Oleh: Arnanda Afroh Laila (11510082); Ulfik Romdiana (11510090); dan Umi Nur Chasanah (11510091)
A.
Pengertian Istishlah
Istihlah
menurut bahasa adalah mencari mashlahat, baik dalam artian konkrit, seperti
dikatakan “istashlaha badanahu” (dia mencari mashlahat badannya), maupun dalam
artian abstrak, seperti dikatakan istashlaha khuluqahu (dia mencari mashlahat
akhlaknya).
Menurut
istilah ulama Ushul adalah menetapkan hukum suatu peristiwa hokum yang tidak
disebutkan nash dan ijma’, berlandaskan pada pemeliharaan mashlahat mursalah,
yaitu mashlahat yang tidak ada dalil dari syara’ yang menunjukkan diakuinya
atau ditolaknya. Sebagian ulama Ushul menamakannya dengan istishlah (Hanabilah)

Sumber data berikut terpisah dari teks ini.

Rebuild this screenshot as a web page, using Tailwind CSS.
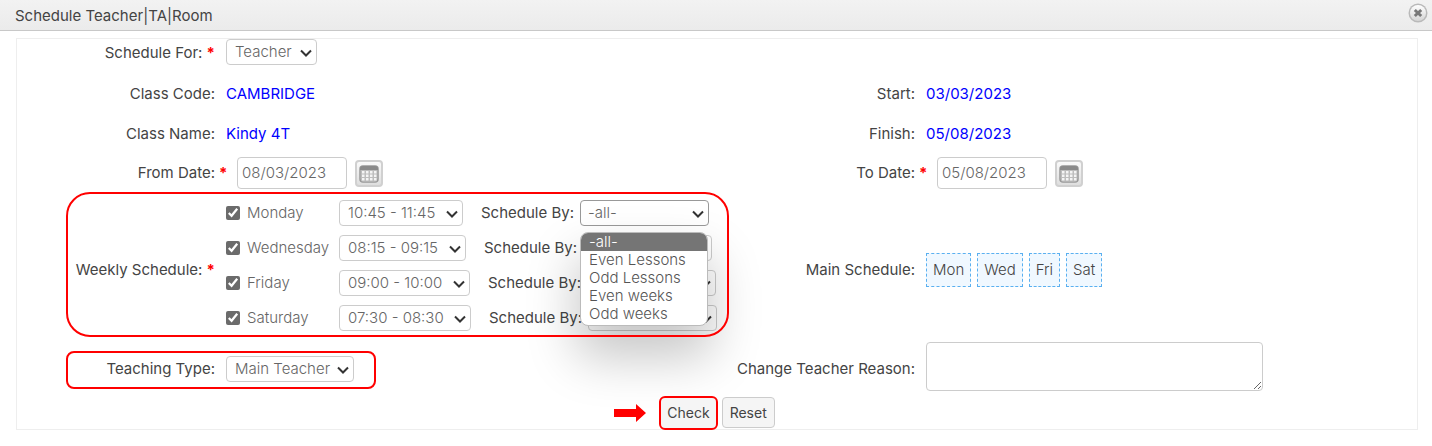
<!DOCTYPE html>
<html lang="en">
<head>
<meta charset="utf-8">
<title>Schedule Teacher|TA|Room</title>
<script src="https://cdn.jsdelivr.net/npm/@tailwindcss/browser@4"></script>
</head>
<body class="bg-white font-['Inter','Liberation_Sans',sans-serif] text-[15px] leading-5 text-[#444]">
<svg class="hidden">
  <symbol id="chevron" viewBox="0 0 12 8"><path d="M1 1.500l5 5 5-5" fill="none" stroke="#333" stroke-width="2"/></symbol>
  <symbol id="calendar" viewBox="0 0 20 18">
    <rect x="1" y="1" width="18" height="16" rx="3" fill="#ddd" stroke="#999" stroke-width="1.500"/>
    <path d="M1 5V4q0-3 3-3h12q3 0 3 3v1z" fill="#8a8a8a"/>
    <path d="M2 5h16v10q0 1.500-1.500 1.500h-13Q2 16.500 2 15z" fill="#bdbdbd"/>
    <path d="M3 6h2.500v2.500H3zM7 6h2.500v2.500H7zM11 6h2.500v2.500H11zM15 6h2.500v2.500H15zM3 9.500h2.500V12H3zM7 9.500h2.500V12H7zM11 9.500h2.500V12H11zM15 9.500h2.500V12H15zM3 13h2.500v2.500H3zM7 13h2.500v2.500H7zM11 13h2.500v2.500H11zM15 13h2.500v2.500H15z" fill="#f4f4f4"/>
  </symbol>
</svg>
<header class="flex h-[31px] items-center justify-between border-b border-[#c8c8c8] bg-linear-to-b from-[#f2f2f2] to-[#ebebeb] pt-0.5 pr-1 pl-[15px]">
  <h1>Schedule Teacher|TA|Room</h1>
  <button type="button" aria-label="Close" class="-mt-1.5">
    <svg width="20" height="20" viewBox="0 0 20 20">
      <defs><linearGradient id="cg" x1="0" y1="0" x2="0" y2="1"><stop offset="0" stop-color="#fff"/><stop offset="1" stop-color="#d4d4d4"/></linearGradient></defs>
      <circle cx="10" cy="10" r="9.500" fill="#b9b9b9"/><circle cx="10" cy="10" r="8" fill="url(#cg)"/>
      <path d="M6.800 7l6.400 6M13.200 7l-6.400 6" stroke="#777" stroke-width="3"/>
    </svg>
  </button>
</header>

<main class="mt-[7px] mr-[14px] ml-4">
<form class="border border-[#eee]">
  <div class="grid h-[35px] grid-cols-2">
    <div class="grid grid-cols-[198px_1fr] items-start gap-x-[11px]">
      <label for="for" class="pt-1 text-right">Schedule For: <span class="font-bold text-[#f00]">*</span></label>
      <div><span class="relative inline-flex"><select id="for" class="h-[26px] appearance-none rounded border border-[#ccc] pr-6 pl-2 font-light text-[#666]"><option>Teacher</option></select><svg class="pointer-events-none absolute top-[10px] right-[5px] h-2 w-3"><use href="#chevron"/></svg></span></div>
    </div>
  </div>

  <div class="grid h-10 grid-cols-2">
    <div class="grid grid-cols-[198px_1fr] items-center gap-x-[11px]"><span class="text-right">Class Code:</span><span class="text-[#00f]">CAMBRIDGE</span></div>
    <div class="grid grid-cols-[198px_1fr] items-center gap-x-[11px]"><span class="text-right">Start:</span><span class="text-[#00f]">03/03/2023</span></div>
  </div>
  <div class="grid h-[39px] grid-cols-2">
    <div class="grid grid-cols-[198px_1fr] items-center gap-x-[11px]"><span class="text-right">Class Name:</span><span class="text-[#00f]">Kindy 4T</span></div>
    <div class="grid grid-cols-[198px_1fr] items-center gap-x-[11px]"><span class="text-right">Finish:</span><span class="text-[#00f]">05/08/2023</span></div>
  </div>
  <div class="grid h-[39px] grid-cols-2">
    <div class="grid grid-cols-[198px_1fr] items-center gap-x-1">
      <label for="from" class="text-right">From Date:</label>
      <div class="flex items-center"><span class="w-[18px] font-bold text-[#f00]">*</span>
        <input id="from" type="text" value="08/03/2023" class="mr-2 h-8 w-[110px] rounded border border-[#ccc] px-1 font-light text-[#666]">
        <button type="button" aria-label="Pick from date" class="mt-0.5 flex h-[27px] w-7 items-center justify-center rounded border-2 border-[#d0d0d0] bg-linear-to-b from-[#fafafa] to-[#dedede]">
          <svg class="h-[18px] w-5"><use href="#calendar"/></svg>
        </button>
      </div>
    </div>
    <div class="grid grid-cols-[198px_1fr] items-center gap-x-1">
      <label for="to" class="text-right">To Date:</label>
      <div class="flex items-center"><span class="w-[18px] font-bold text-[#f00]">*</span>
        <input id="to" type="text" value="05/08/2023" class="mr-2 h-8 w-[110px] rounded border border-[#ccc] px-1 font-light text-[#666]">
        <button type="button" aria-label="Pick to date" class="mt-0.5 flex h-[27px] w-7 items-center justify-center rounded border-2 border-[#d0d0d0] bg-linear-to-b from-[#fafafa] to-[#dedede]">
          <svg class="h-[18px] w-5"><use href="#calendar"/></svg>
        </button>
      </div>
    </div>
  </div>

  <div class="relative grid h-[145px] grid-cols-2">
    <div class="pointer-events-none absolute inset-y-0 left-[49px] z-20 w-[663px] rounded-3xl border-2 border-[#f00]"></div>
    <div class="grid grid-cols-[198px_1fr] gap-x-[11px]">
      <span class="self-center pt-2.5 text-right">Weekly Schedule: <span class="font-bold text-[#f00]">*</span></span>
      <div class="flex flex-col gap-[9px] pt-2 font-light text-[#666]">
        <div class="flex h-[26px] items-center whitespace-nowrap">
          <label class="flex w-[113px] items-center gap-[7px]"><input type="checkbox" checked class="size-[14px] accent-[#6b6b6b]">Monday</label>
          <span class="relative inline-flex"><select aria-label="Monday time" class="h-[26px] appearance-none rounded border border-[#ccc] pr-[26px] pl-2"><option>10:45 - 11:45</option></select><svg class="pointer-events-none absolute top-[10px] right-[5px] h-2 w-3"><use href="#chevron"/></svg></span>
          <label for="by1" class="mr-1.5 ml-[18px] font-normal text-[#444]">Schedule By:</label>
          <div class="relative">
            <span class="relative flex"><select id="by1" class="h-[26px] w-[129px] appearance-none rounded border border-[#999] pl-[7px]"><option>-all-</option></select><svg class="pointer-events-none absolute top-[10px] right-[5px] h-2 w-3"><use href="#chevron"/></svg></span>
            <ul role="listbox" aria-label="Schedule by" class="absolute top-8 left-0 z-10 w-32 overflow-hidden rounded-lg border border-[#bbb] bg-white pb-0.5 leading-[18px] text-[#555] shadow-[0_28px_50px_4px_rgba(0,0,0,0.22)]">
              <li role="option" aria-selected="true" class="bg-[#757575] px-2 text-white">-all-</li>
              <li role="option" class="px-2">Even Lessons</li>
              <li role="option" class="px-2">Odd Lessons</li>
              <li role="option" class="px-2">Even weeks</li>
              <li role="option" class="px-2">Odd weeks</li>
            </ul>
          </div>
        </div>
        <div class="flex h-[26px] items-center whitespace-nowrap">
          <label class="flex w-[113px] items-center gap-[7px]"><input type="checkbox" checked class="size-[14px] accent-[#6b6b6b]">Wednesday</label>
          <span class="relative inline-flex"><select aria-label="Wednesday time" class="h-[26px] appearance-none rounded border border-[#ccc] pr-[26px] pl-2"><option>08:15 - 09:15</option></select><svg class="pointer-events-none absolute top-[10px] right-[5px] h-2 w-3"><use href="#chevron"/></svg></span>
          <label for="by2" class="mr-1.5 ml-[18px] font-normal text-[#444]">Schedule By:</label>
          <span class="relative flex"><select id="by2" class="h-[26px] w-[129px] appearance-none rounded border border-[#ccc] pl-[7px]"><option>-all-</option></select><svg class="pointer-events-none absolute top-[10px] right-[5px] h-2 w-3"><use href="#chevron"/></svg></span>
        </div>
        <div class="flex h-[26px] items-center whitespace-nowrap">
          <label class="flex w-[113px] items-center gap-[7px]"><input type="checkbox" checked class="size-[14px] accent-[#6b6b6b]">Friday</label>
          <span class="relative inline-flex"><select aria-label="Friday time" class="h-[26px] appearance-none rounded border border-[#ccc] pr-[26px] pl-2"><option>09:00 - 10:00</option></select><svg class="pointer-events-none absolute top-[10px] right-[5px] h-2 w-3"><use href="#chevron"/></svg></span>
          <label for="by3" class="mr-1.5 ml-[18px] font-normal text-[#444]">Schedule By:</label>
          <span class="relative flex"><select id="by3" class="h-[26px] w-[129px] appearance-none rounded border border-[#ccc] pl-[7px]"><option>-all-</option></select><svg class="pointer-events-none absolute top-[10px] right-[5px] h-2 w-3"><use href="#chevron"/></svg></span>
        </div>
        <div class="flex h-[26px] items-center whitespace-nowrap">
          <label class="flex w-[113px] items-center gap-[7px]"><input type="checkbox" checked class="size-[14px] accent-[#6b6b6b]">Saturday</label>
          <span class="relative inline-flex"><select aria-label="Saturday time" class="h-[26px] appearance-none rounded border border-[#ccc] pr-[26px] pl-2"><option>07:30 - 08:30</option></select><svg class="pointer-events-none absolute top-[10px] right-[5px] h-2 w-3"><use href="#chevron"/></svg></span>
          <label for="by4" class="mr-1.5 ml-[18px] font-normal text-[#444]">Schedule By:</label>
          <span class="relative flex"><select id="by4" class="h-[26px] w-[129px] appearance-none rounded border border-[#ccc] pl-[7px]"><option>-all-</option></select><svg class="pointer-events-none absolute top-[10px] right-[5px] h-2 w-3"><use href="#chevron"/></svg></span>
        </div>
      </div>
    </div>
    <div class="grid grid-cols-[198px_1fr] items-center gap-x-[11px] pt-2.5">
      <span class="text-right">Main Schedule:</span>
      <div class="flex gap-1.5 font-light text-[#444]">
        <span class="border border-dashed border-[#5ab0f0] bg-[#f0f8ff] px-1.5 py-1.5">Mon</span>
        <span class="border border-dashed border-[#5ab0f0] bg-[#f0f8ff] px-1.5 py-1.5">Wed</span>
        <span class="border border-dashed border-[#5ab0f0] bg-[#f0f8ff] px-1.5 py-1.5">Fri</span>
        <span class="border border-dashed border-[#5ab0f0] bg-[#f0f8ff] px-1.5 py-1.5">Sat</span>
      </div>
    </div>
  </div>

  <div class="relative grid h-[59px] grid-cols-2">
    <div class="pointer-events-none absolute top-[14px] left-[49px] h-[38px] w-[310px] rounded-lg border-2 border-[#f00]"></div>
    <div class="grid grid-cols-[198px_1fr] items-center gap-x-[11px] pt-1">
      <label for="type" class="text-right">Teaching Type:</label>
      <div class="flex"><span class="relative inline-flex"><select id="type" class="h-[26px] appearance-none rounded border border-[#ccc] pr-[22px] pl-2 font-light text-[#666]"><option>Main Teacher</option></select><svg class="pointer-events-none absolute top-[10px] right-[5px] h-2 w-3"><use href="#chevron"/></svg></span></div>
    </div>
    <div class="grid grid-cols-[198px_1fr] gap-x-[11px]">
      <label for="reason" class="self-center pt-1 text-right">Change Teacher Reason:</label>
      <div class="pt-[5px]"><textarea id="reason" class="block h-[49px] w-[337px] rounded border border-[#ccc]"></textarea></div>
    </div>
  </div>

  <div class="relative z-20 flex h-[33px] items-center justify-center gap-1 pr-[46px] text-sm">
    <svg class="mr-2" width="34" height="20" viewBox="0 0 34 20"><path d="M1 6h22V1l10 9-10 9v-5H1z" fill="#f00"/></svg>
    <button type="button" class="h-[34px] rounded-md border-2 border-[#f00] bg-[#f5f5f5] px-1.5">Check</button>
    <button type="reset" class="h-[31px] rounded-sm border border-[#ccc] bg-[#f5f5f5] px-[7px]">Reset</button>
  </div>
</form>
</main>
</body>
</html>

dan sebagian lagi menyebutnya “berbuat atas dasar mashlahat mursalah
(Malikiyah)”.
Istishlah
adalah merupakan metode penetapan hukum syara’ yang tak ada nashnya yang amat
subur. Dengan demikian, maka istishlah itu ialah istinbath hukum tentang suatu
peristiwa hukum yang tak dibawa nash hukumnya, tidak terjadi ijma’ tentang
hukumnya, didasarkan atas kemashlahatan yang tak terdapat dalil yang mengakui
dan menolaknya.
B.
Kehujjahan
Istishlah
Berhujjah
dengan istishlah/mashlahat mursalah dalam peristiwa hukum yang tidak ditetapkan
hukumnya dengan nash dan ijma’, apabila mashlahat yang dicapai dengan
menetapkan hukumnya itu memang ada melalui pembahasan ia merupakan mashlahat
yang sebenarnya dan bersifat umum, karena bila melalui pembahasan lembaga
tasyri’ (lembaga legislative) terbukti kemashlahatan tersebut benar-benar
mashlahat dan bersifat umum, maka ia adalah mashlahat yang diakui syari’ ,
contoh,jenis dan hukum yang ditetapkan yang mewujudkan mashlahat tersebut
adalah hukum syara’ karena ia serupa atau sejenis dengan hukum yang ditetapkan
syari’. Tidaklah semua yang dianggap mashlahat oleh seseorang atau sekelompok
orang itu boleh dijadikan landasan hukum, tetapi mashlahat yang memenuhi
persyaratan tertentu.
C.
Syarat-syarat Mashlahat yang Dapat Dipegang
1.
Benar-benar mashlahat
2.
Bukan merupakan perkiraan
3.
Merupakan mashlahat ‘am bukan
mashlahat perorangan atau kelompok orang
4.
Untuk
kepentingan orang banyak
5.
Sesuai dengan tujuan syara’
6.
Bukan merupakan mashlahat mulgah
D.
Ruang
Lingkup Penerapan Mashlahat Mursalah
Ruang
lingkup penerapan mashlahat mursalah dikalangan kelompok pemegangnya, terbatas
pada bidang mu’amalah saja, karena kemashlahatan dalam bidang inilah yang
mungkin ditemukan dan diketahui. Dia tidak menjangkau bidang ibadah, karena
bidang ini merupakan tata norma hubungan manusia dengan Tuhannya dan sarana
tertentu untuk mendekatkan diri kepada-Nya. Oleh karena itu ia dibatasi menutut
ketentuan yang dibawa nash dan tidak dengan dalil adanya mashlahat. Karena
membuka penetapan hukum dengan mashlahat dalam masalah ibadah akan membawa
perubahan pada syiar agama yang mana mencakup seluruh manusia sepanjang zaman.
E.
Mashlahat dan Nash
Mashlahat
mursalah baru akan digunakan setelah
tidak terdapat nash dan ijma’. Maka jika didapati nash qath’I atau ijma’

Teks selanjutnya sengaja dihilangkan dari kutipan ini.